* _SHORT PROBLEM_
Extract every line below, verbatim.

* _DATA EXTRACT_
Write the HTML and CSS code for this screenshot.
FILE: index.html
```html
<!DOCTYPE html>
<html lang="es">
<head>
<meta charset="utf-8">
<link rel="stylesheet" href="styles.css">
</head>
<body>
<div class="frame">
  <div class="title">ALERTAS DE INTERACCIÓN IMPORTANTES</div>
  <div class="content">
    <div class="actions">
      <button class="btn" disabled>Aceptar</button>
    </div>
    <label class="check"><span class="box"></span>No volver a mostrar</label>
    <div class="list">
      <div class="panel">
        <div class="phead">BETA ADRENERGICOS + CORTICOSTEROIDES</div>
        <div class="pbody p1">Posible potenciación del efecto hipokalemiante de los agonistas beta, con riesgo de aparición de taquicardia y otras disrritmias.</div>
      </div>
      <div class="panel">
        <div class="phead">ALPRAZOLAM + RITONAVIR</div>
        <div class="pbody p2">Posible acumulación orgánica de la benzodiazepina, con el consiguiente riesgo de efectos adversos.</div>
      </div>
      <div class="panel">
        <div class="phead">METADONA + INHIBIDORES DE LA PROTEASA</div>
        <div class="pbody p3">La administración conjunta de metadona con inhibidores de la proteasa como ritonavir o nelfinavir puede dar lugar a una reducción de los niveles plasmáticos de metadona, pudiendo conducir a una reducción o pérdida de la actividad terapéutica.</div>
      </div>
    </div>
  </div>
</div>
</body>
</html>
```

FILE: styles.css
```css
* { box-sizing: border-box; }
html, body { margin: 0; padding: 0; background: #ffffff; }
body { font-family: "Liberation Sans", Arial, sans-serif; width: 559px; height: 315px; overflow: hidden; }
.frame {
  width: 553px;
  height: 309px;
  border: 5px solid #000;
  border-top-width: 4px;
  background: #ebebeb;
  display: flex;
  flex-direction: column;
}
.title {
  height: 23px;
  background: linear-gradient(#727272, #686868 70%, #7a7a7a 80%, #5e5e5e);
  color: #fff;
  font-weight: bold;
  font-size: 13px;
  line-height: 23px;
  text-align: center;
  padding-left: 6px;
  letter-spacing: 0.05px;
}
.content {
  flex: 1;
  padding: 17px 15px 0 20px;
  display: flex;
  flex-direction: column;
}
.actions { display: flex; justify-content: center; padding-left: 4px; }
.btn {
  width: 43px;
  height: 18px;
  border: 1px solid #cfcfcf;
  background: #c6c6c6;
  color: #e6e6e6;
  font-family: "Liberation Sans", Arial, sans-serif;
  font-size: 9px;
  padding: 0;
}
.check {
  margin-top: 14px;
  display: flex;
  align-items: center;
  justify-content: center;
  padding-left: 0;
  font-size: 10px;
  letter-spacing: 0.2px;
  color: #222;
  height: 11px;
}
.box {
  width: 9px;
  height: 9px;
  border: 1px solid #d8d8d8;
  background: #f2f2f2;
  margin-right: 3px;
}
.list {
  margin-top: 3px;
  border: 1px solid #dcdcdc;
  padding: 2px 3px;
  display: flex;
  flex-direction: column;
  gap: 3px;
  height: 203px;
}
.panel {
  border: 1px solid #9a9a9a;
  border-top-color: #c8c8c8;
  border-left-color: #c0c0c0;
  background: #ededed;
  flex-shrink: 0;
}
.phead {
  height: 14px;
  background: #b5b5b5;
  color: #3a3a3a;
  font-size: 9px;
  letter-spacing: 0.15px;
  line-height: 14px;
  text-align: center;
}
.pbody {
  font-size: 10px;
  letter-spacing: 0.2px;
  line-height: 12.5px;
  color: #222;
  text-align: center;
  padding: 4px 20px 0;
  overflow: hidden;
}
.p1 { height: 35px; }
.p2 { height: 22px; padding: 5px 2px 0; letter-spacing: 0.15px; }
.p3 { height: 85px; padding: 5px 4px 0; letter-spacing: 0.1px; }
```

* _SOLUTION_
Write the HTML and CSS code for this screenshot.
FILE: index.html
```html
<!DOCTYPE html>
<html lang="es">
<head>
<meta charset="utf-8">
<link rel="stylesheet" href="styles.css">
</head>
<body>
<div class="frame">
  <div class="title">ALERTAS DE INTERACCIÓN IMPORTANTES</div>
  <div class="content">
    <div class="actions">
      <button class="btn" disabled>Aceptar</button>
    </div>
    <label class="check"><span class="box"></span>No volver a mostrar</label>
    <div class="list">
      <div class="panel">
        <div class="phead">BETA ADRENERGICOS + CORTICOSTEROIDES</div>
        <div class="pbody p1">Posible potenciación del efecto hipokalemiante de los agonistas beta, con riesgo de aparición de taquicardia y otras disrritmias.</div>
      </div>
      <div class="panel">
        <div class="phead">ALPRAZOLAM + RITONAVIR</div>
        <div class="pbody p2">Posible acumulación orgánica de la benzodiazepina, con el consiguiente riesgo de efectos adversos.</div>
      </div>
      <div class="panel">
        <div class="phead">METADONA + INHIBIDORES DE LA PROTEASA</div>
        <div class="pbody p3">La administración conjunta de metadona con inhibidores de la proteasa como ritonavir o nelfinavir puede dar lugar a una reducción de los niveles plasmáticos de metadona, pudiendo conducir a una reducción o pérdida de la actividad terapéutica.</div>
      </div>
    </div>
  </div>
</div>
</body>
</html>
```

FILE: styles.css
```css
* { box-sizing: border-box; }
html, body { margin: 0; padding: 0; background: #ffffff; }
body { font-family: "Liberation Sans", Arial, sans-serif; width: 559px; height: 315px; overflow: hidden; }
.frame {
  width: 553px;
  height: 309px;
  border: 5px solid #000;
  border-top-width: 4px;
  background: #ebebeb;
  display: flex;
  flex-direction: column;
}
.title {
  height: 23px;
  background: linear-gradient(#727272, #686868 70%, #7a7a7a 80%, #5e5e5e);
  color: #fff;
  font-weight: bold;
  font-size: 13px;
  line-height: 23px;
  text-align: center;
  padding-left: 6px;
  letter-spacing: 0.05px;
}
.content {
  flex: 1;
  padding: 17px 15px 0 20px;
  display: flex;
  flex-direction: column;
}
.actions { display: flex; justify-content: center; padding-left: 4px; }
.btn {
  width: 43px;
  height: 18px;
  border: 1px solid #cfcfcf;
  background: #c6c6c6;
  color: #e6e6e6;
  font-family: "Liberation Sans", Arial, sans-serif;
  font-size: 9px;
  padding: 0;
}
.check {
  margin-top: 14px;
  display: flex;
  align-items: center;
  justify-content: center;
  padding-left: 0;
  font-size: 10px;
  letter-spacing: 0.2px;
  color: #222;
  height: 11px;
}
.box {
  width: 9px;
  height: 9px;
  border: 1px solid #d8d8d8;
  background: #f2f2f2;
  margin-right: 3px;
}
.list {
  margin-top: 3px;
  border: 1px solid #dcdcdc;
  padding: 2px 3px;
  display: flex;
  flex-direction: column;
  gap: 3px;
  height: 203px;
}
.panel {
  border: 1px solid #9a9a9a;
  border-top-color: #c8c8c8;
  border-left-color: #c0c0c0;
  background: #ededed;
  flex-shrink: 0;
}
.phead {
  height: 14px;
  background: #b5b5b5;
  color: #3a3a3a;
  font-size: 9px;
  letter-spacing: 0.15px;
  line-height: 14px;
  text-align: center;
}
.pbody {
  font-size: 10px;
  letter-spacing: 0.2px;
  line-height: 12.5px;
  color: #222;
  text-align: center;
  padding: 4px 20px 0;
  overflow: hidden;
}
.p1 { height: 35px; }
.p2 { height: 22px; padding: 5px 2px 0; letter-spacing: 0.15px; }
.p3 { height: 85px; padding: 5px 4px 0; letter-spacing: 0.1px; }
```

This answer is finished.